There I was, blue-book in hand, standing in my professor’s office doorway. It was 1978 and the class was Anthropology.
“I just don’t understand how I got a “D” on this exam. I have all the answers you asked for.” I had expected an ‘A’ for some reason.
“Yes,” he says, “you do have everything. I just don’t like the way you say it. My gut told me it wasn’t right.”
That’s it? I got a “D” because he just didn’t like it? I felt ripped off. This is college and he’s grading from his gut? You say potato and God help me, if I say potahto I’m screwed.
No amount of freshman blubbering was going to soften his stance or give me an explanation.
Every day grades are doomed, jobs are lost, lovers are jilted and jerks get the corner office when someone depends on gut instincts to make decisions that deserve more careful consideration. Instinct works well for us in man-versus-bear altercations or speed dating, but I wanted more than a gut response to my exam.
The wisdom of gut instinct is heartily exalted in many areas of life and rightly so. How else would we survive today’s traffic and maneuver through brainless extreme sports? Instinct is a necessary reactionary tool we need to survive.
But how long can we use our instinct before it becomes nothing more than a cerebral cop-out, an unintended homage to our Paleolithic past? At what point does basic gut instinct diverge from its classier sibling called intuition?
In the last few hundred years, human intuition has been shut away in a tower by science and our logical brain. It has been abandoned like a fairy tale character to while away time hidden from the world. Many people don’t wonder about it and would never admit to using it, but it is time we rescue it.
Entrepreneurs claim to use their “gut instincts” with risky investments or endeavors and are admired for it even if the venture fails. But when someone relies on their intuition to help them with decisions, god help them into their little white jacket.
We live day-to-day in the creaking world of Newtonian science. Show us the proof and we will follow it to the grave. At the same time we are tip-toeing around the age of not-so-obvious science, the touchy-feely subsets of new physics, God particles, quantum theories, the stuff you can’t see and not many understand. This is not the obvious world of gut instinct, more like the je ne sais quoi of the Universe.
Dean Radin, author of Entangled Minds, his 2006 book exploring “extrasensory experiences in a quantum reality”, writes that many scientists still regard topics such as intuition and psychic “phenomena” as “forbidden knowledge.” They fear unfunded research and unpublished papers if they cast their efforts into that murky black hole.
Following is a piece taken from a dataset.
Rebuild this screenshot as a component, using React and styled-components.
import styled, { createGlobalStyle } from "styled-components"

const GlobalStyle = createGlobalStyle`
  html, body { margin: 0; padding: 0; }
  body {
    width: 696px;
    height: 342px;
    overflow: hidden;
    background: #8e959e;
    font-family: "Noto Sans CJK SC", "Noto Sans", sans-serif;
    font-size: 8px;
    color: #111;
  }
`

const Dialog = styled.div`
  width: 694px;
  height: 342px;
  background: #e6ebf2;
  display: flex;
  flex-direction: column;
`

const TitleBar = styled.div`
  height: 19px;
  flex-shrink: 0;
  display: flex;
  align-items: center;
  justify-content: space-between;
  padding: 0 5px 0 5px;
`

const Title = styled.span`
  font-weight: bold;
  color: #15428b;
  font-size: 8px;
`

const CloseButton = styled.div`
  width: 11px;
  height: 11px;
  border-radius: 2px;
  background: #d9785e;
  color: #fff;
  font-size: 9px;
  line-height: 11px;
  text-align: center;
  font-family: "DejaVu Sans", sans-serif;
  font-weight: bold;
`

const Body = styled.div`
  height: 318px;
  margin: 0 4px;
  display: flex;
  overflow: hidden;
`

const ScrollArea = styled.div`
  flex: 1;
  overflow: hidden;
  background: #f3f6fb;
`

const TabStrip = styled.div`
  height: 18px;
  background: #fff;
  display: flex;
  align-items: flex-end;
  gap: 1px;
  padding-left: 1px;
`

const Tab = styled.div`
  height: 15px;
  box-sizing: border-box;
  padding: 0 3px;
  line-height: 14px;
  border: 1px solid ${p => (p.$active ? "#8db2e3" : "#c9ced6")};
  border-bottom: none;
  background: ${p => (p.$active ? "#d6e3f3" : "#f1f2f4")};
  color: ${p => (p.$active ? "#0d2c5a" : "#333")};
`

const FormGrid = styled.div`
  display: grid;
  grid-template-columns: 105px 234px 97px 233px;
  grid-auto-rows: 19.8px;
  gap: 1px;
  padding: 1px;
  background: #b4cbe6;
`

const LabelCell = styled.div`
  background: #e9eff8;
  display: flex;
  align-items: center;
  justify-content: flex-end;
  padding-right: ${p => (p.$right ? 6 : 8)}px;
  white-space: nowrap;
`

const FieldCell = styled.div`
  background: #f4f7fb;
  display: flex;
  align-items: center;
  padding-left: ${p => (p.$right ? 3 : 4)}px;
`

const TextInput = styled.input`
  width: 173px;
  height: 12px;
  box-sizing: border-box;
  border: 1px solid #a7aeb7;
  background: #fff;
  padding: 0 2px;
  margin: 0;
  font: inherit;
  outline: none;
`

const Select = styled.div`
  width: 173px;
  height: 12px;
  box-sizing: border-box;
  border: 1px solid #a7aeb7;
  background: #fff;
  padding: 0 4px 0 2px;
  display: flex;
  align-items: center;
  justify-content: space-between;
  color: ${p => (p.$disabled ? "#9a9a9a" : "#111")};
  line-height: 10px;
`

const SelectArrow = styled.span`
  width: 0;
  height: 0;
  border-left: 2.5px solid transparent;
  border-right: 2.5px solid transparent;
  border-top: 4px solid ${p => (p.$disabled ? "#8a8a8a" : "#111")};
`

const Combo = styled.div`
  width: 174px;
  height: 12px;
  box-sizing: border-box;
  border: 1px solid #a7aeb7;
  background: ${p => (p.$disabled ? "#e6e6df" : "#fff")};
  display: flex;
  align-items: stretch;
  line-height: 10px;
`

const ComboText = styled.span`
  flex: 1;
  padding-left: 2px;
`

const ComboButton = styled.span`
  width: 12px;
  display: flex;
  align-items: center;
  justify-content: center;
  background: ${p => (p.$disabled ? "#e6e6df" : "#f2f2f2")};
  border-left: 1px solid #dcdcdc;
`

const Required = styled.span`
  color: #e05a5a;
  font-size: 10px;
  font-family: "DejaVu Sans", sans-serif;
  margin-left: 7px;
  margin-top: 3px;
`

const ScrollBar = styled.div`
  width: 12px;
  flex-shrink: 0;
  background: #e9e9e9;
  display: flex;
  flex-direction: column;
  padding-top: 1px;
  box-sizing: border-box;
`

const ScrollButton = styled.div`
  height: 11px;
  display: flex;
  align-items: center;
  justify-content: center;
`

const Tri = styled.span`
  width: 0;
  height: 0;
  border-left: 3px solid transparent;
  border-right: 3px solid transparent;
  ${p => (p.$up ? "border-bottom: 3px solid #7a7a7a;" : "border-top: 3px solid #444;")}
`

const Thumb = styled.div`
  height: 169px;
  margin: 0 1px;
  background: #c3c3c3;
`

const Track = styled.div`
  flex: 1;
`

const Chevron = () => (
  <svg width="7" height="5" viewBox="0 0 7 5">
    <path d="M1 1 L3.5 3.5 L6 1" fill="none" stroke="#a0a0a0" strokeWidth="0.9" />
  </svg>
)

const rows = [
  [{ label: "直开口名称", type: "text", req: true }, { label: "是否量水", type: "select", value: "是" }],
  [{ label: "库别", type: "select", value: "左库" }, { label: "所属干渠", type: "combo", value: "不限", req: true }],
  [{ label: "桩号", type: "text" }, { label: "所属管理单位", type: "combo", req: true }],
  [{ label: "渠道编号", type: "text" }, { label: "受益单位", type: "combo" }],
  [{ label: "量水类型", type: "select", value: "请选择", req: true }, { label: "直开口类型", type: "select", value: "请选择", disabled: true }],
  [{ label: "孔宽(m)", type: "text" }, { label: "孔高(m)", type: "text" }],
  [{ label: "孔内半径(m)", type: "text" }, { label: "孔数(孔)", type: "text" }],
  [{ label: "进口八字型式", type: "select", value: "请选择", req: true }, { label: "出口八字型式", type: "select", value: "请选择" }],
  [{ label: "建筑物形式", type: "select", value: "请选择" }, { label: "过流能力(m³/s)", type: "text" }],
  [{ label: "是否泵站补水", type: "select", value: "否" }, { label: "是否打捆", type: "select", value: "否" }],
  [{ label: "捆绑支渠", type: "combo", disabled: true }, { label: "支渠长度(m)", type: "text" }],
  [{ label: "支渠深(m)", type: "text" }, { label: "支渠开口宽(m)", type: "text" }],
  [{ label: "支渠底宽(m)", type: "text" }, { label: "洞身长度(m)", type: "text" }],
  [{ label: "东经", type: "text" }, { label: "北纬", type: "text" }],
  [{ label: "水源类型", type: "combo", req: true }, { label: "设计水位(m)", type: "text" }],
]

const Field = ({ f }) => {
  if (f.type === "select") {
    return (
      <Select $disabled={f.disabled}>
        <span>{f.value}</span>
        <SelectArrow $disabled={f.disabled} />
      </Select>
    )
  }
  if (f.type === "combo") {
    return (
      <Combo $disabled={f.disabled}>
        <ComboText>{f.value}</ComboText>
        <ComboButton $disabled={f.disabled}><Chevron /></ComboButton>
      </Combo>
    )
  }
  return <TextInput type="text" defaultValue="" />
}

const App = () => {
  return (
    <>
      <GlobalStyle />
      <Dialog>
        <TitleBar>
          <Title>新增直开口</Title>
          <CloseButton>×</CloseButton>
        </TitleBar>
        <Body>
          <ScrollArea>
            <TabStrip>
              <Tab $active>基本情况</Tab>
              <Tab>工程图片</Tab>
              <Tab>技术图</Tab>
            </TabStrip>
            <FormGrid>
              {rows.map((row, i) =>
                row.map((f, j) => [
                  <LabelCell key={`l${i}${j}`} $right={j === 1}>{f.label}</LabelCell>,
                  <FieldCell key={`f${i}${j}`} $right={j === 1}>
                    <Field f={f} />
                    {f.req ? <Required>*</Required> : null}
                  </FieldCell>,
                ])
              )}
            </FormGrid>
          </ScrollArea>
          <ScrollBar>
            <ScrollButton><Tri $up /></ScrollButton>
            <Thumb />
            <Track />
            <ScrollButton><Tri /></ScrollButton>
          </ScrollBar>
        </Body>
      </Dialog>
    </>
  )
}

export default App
But aren’t we really relegating our futures to wallow at the base level of gut instincts if we do not acknowledge intuition? Gut instinct is for basic survival. It is run or die. Intuition offers subtle emotion to back it up. It is sophisticated, layered and beautiful. It is as deep as the Universe.
I escaped from that class with a “C” and bid it all adieu. The professor was not so lucky. The next semester he self-destructed in front of the class and was taken away. My gut instinct response was cruel: Good riddance! Who needs him?
Later, my intuition told me another story, one that took in more information from the je ne sais quoi of my professor. He likely spent time in Viet Nam. He has obvious problems with anger. His raging ego demands attention constantly. Everything made more sense now. I knew his gut instinct responses were all he could access at the time.
He was protecting himself. He was in survival mode.